The widespread assumption, by all these print publicists, of near-universal literacy was largely accurate. During the 1840s and 1850s—thanks to the country’s growing number of schools and colleges, a general conviction that literacy was essential to republican citizenship, the tremendous evangelical commitment to teaching sacred texts, and the emergence of a cheap popular press—the literacy rate among white adults climbed past 90 percent in the city and throughout the nation.

With the national market for reading matter growing briskly, and with the economy rising, postal rates dropping, and railroads affording inexpensive access to the interior, New York publishers flourished as never before.
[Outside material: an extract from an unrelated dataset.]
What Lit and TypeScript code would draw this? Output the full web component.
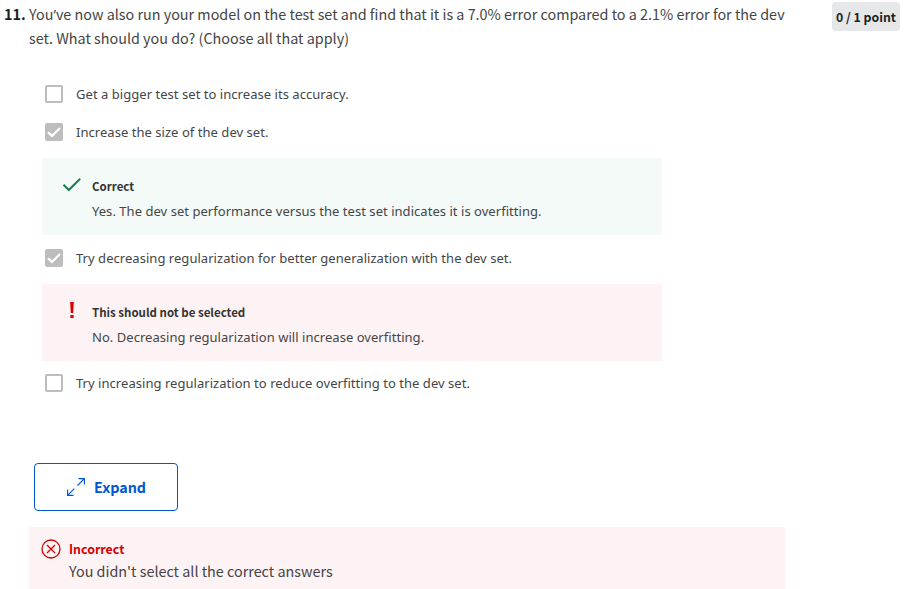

By 1860 seventeen book-printing firms were manufacturing over three million dollars’ worth of volumes for the national marketplace. New York City, with 2 percent of the country’s population, produced over 37 percent of its total publishing revenue.

Harper and Brothers retained its preeminence. By 1853, when its workforce of five hundred issued more than four and a half million volumes, it had become the largest employer in New York Qty. After its Cliff Street plant burned down that year, the firm immediately set James Bogardus to building two splendid five-story cast-iron structures, which between them covered half an acre on Franklin Square. One combined all of Harpers’ editorial, management, inventory, and wholesaling operations. The other, the factory, devoted a separate floor to each stage of the production process. This powerhouse secured Harpers’ position as the largest publisher in the world.

The company distributed its tremendous output with smooth efficiency. Advertising extensively—it placed notices in 844 local papers during 1856 alone—Harpers circulated its wares through a network of over a thousand booksellers and a phalanx of colporteurs (peddlers of religious material). Harpers, indeed, had great success with religious works, especially Harper’s Illuminated and New Pictorial Bible (1846) a giltedged, gold-embossed, morocco-bound edition that set new (and rococo) standards for taste and elegance. The firm did well, too, with inexpensive book sets: the 150 volumes of the Harper’s Family Library could be had for sixty-five dollars. And state legislative appropriations underwrote widespread and profitable purchase of the two-hundredplus titles in its Harper’s School District Library series.

The firm continued to pirate European authors: Dickens, Thackeray, the Brontë sisters, and above all Thomas Babbington Macaulay, whose confident assertions in the History of England from the Accession of James II (1848) about the benefits of industrial progress helped it to sales of four hundred thousand copies. It also extended growing attention to a wide array of American texts embracing Prescott’s Conquest of Mexico (1843), a miscellaneity of geographies and travel accounts, including Harper’s New York and Erie Rail-road Guide Book (1851), and the domestic advice books of Catharine Beecher.